Given instruction: Retype every line from the start of the data down to and including the line with "import React from". Skip the pictures.

_ _ _

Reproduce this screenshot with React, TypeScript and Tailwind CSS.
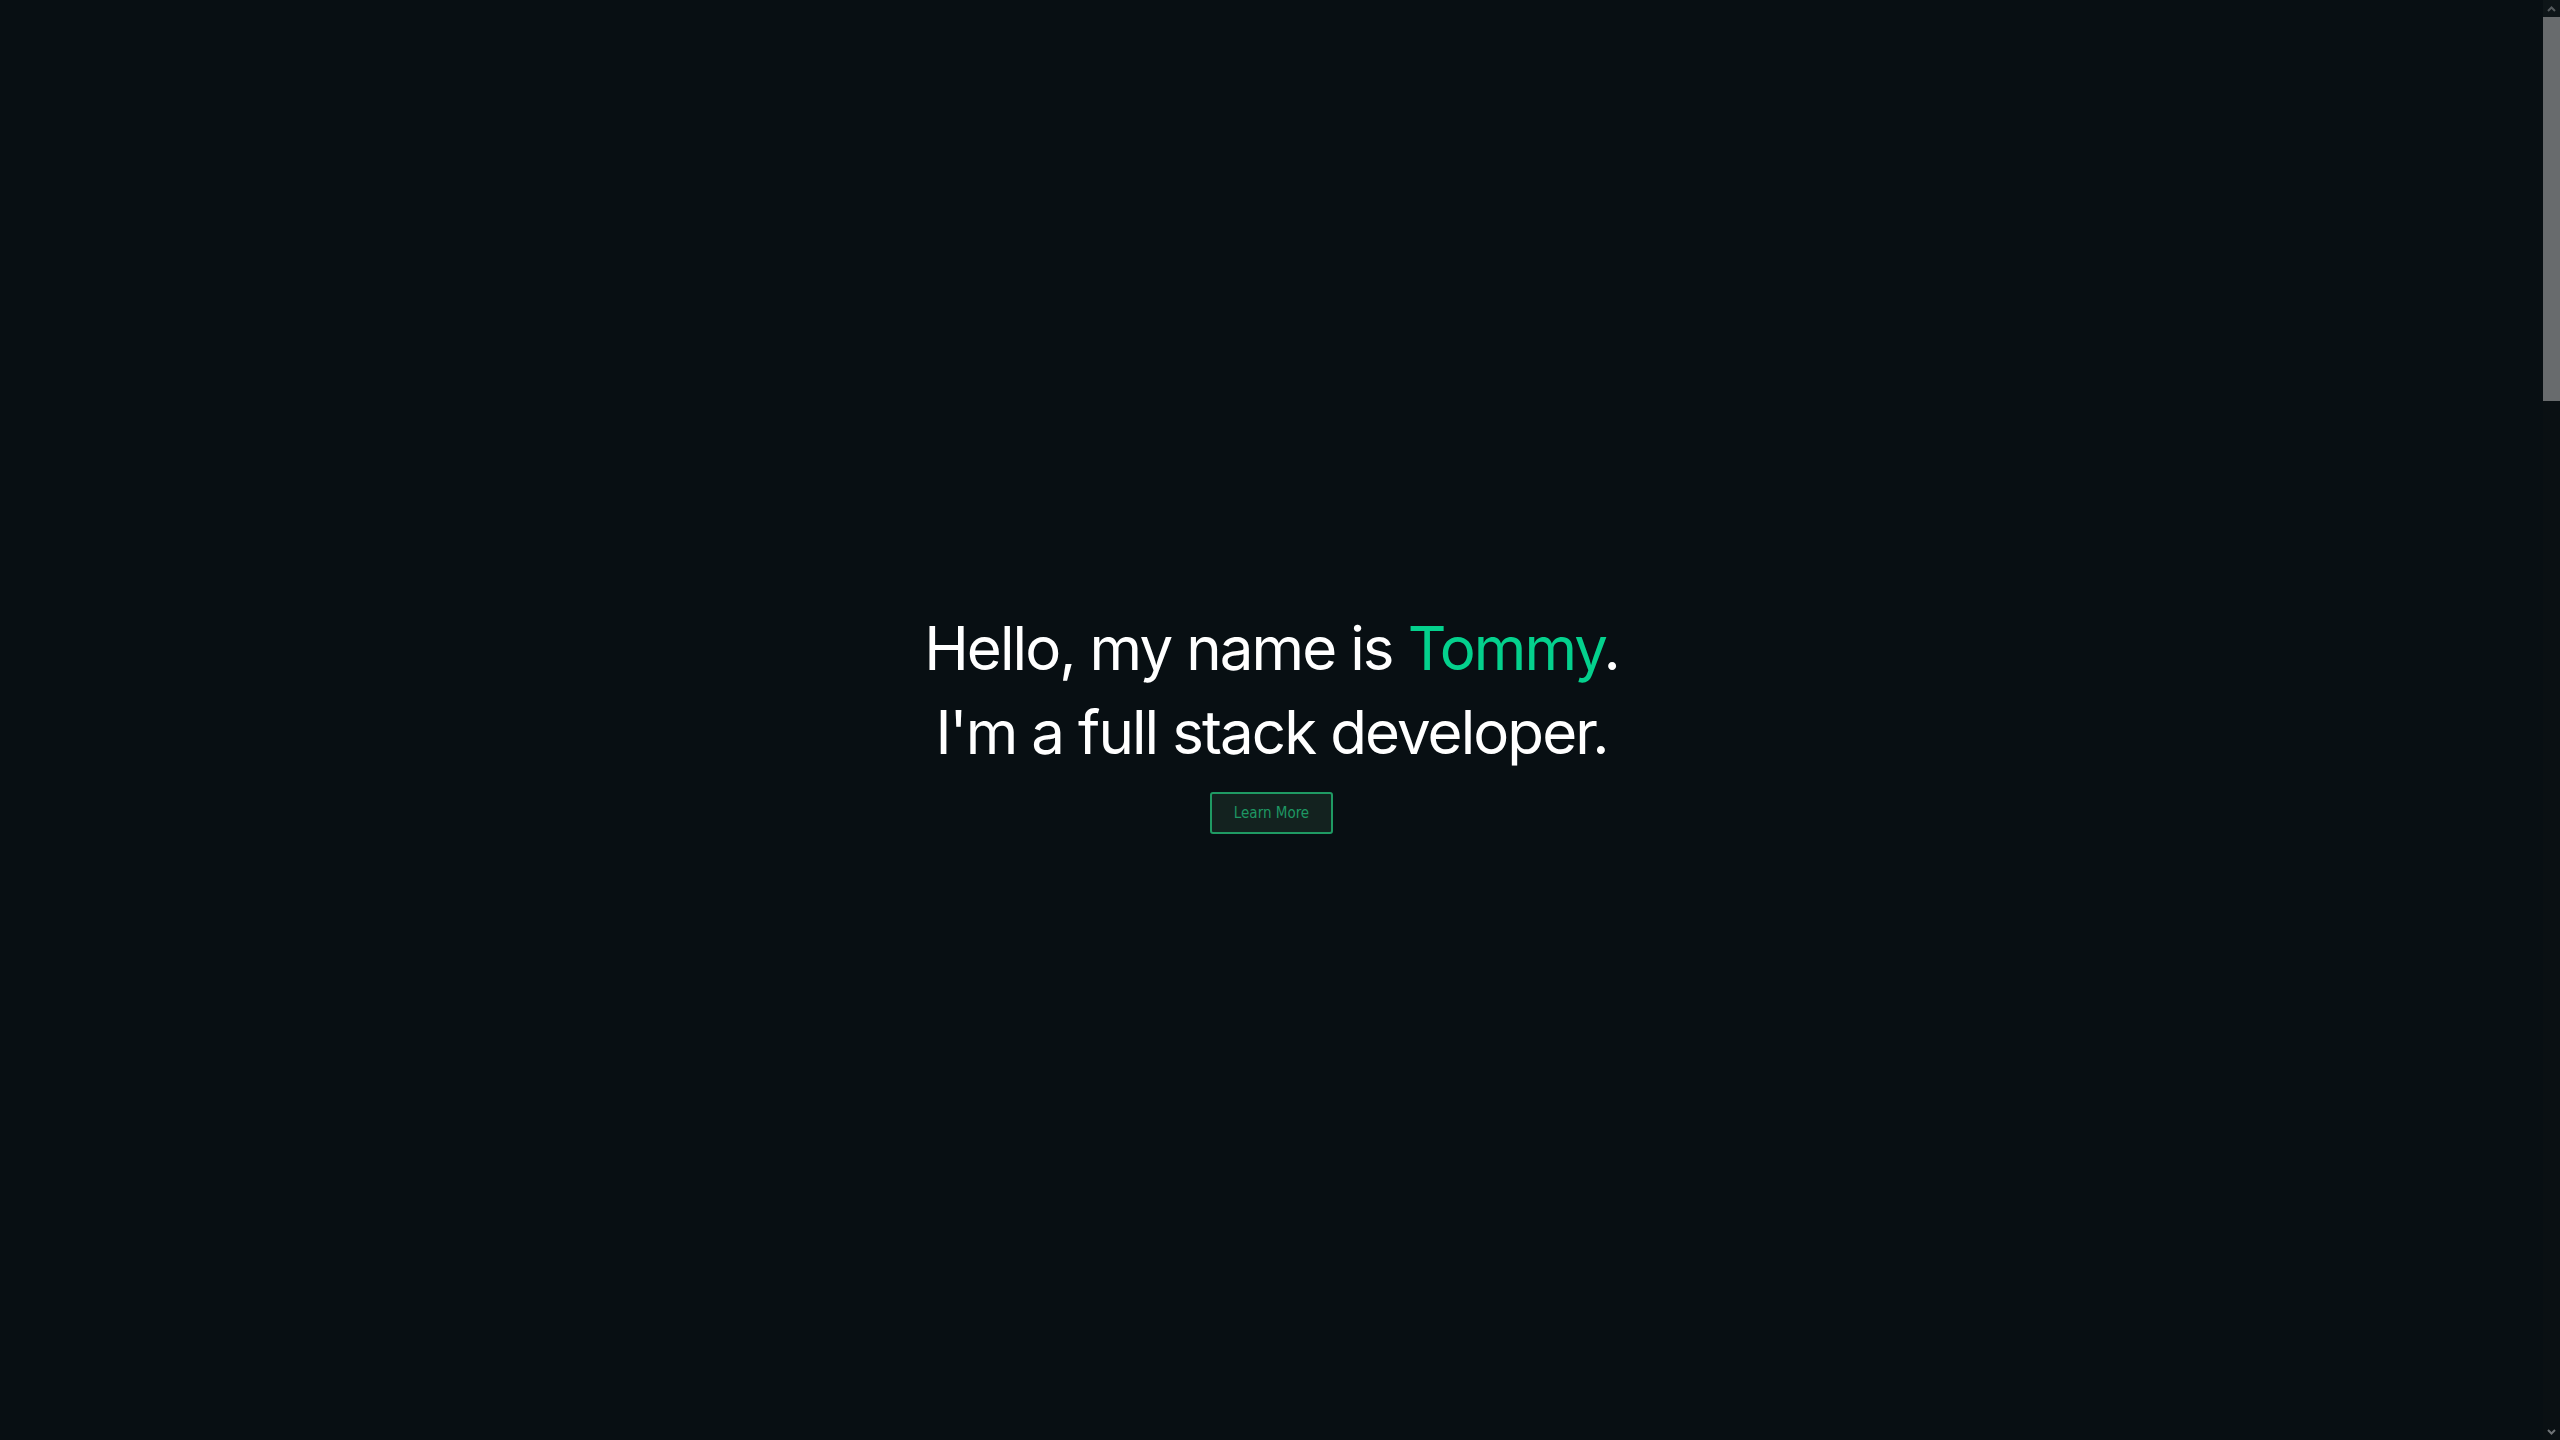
import React from "react";

export default function App() {
  return (
    <div className="flex h-screen w-full overflow-hidden bg-[#080f13]">
      <main className="flex h-screen flex-1 flex-col items-center justify-center">
        <h1 className="text-center font-['Inter',sans-serif] text-[60px] font-normal leading-[84px] tracking-[-1.9px] text-white">
          Hello, my name is <span className="text-[#04d18d]">Tommy</span>.
          <br />
          I'm a full stack developer.
        </h1>
        <button className="mt-[18px] h-[42px] w-[123px] rounded-[3px] border-2 border-[#1f9a63] bg-[#13221f] font-['DejaVu_Sans_Condensed','DejaVu_Sans',sans-serif] text-[15px] font-stretch-condensed text-[#1e9763]">
          Learn More
        </button>
      </main>
      <div className="flex h-screen w-[17px] flex-col bg-[#0a1013]">
        <div className="flex h-[17px] items-center justify-center bg-[#0e1518]">
          <svg width="9" height="6" viewBox="0 0 9 6">
            <polyline points="1,5 4.5,1.5 8,5" fill="none" stroke="#565b5e" strokeWidth="2" />
          </svg>
        </div>
        <div className="h-[384px] bg-[#686b6d]" />
        <div className="flex-1" />
        <div className="flex h-[17px] items-center justify-center">
          <svg width="9" height="6" viewBox="0 0 9 6">
            <polyline points="1,1 4.5,4.5 8,1" fill="none" stroke="#6e7275" strokeWidth="2" />
          </svg>
        </div>
      </div>
    </div>
  );
}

_ _ _

Answer below:
Reproduce this screenshot with React, TypeScript and Tailwind CSS.
import React from "react";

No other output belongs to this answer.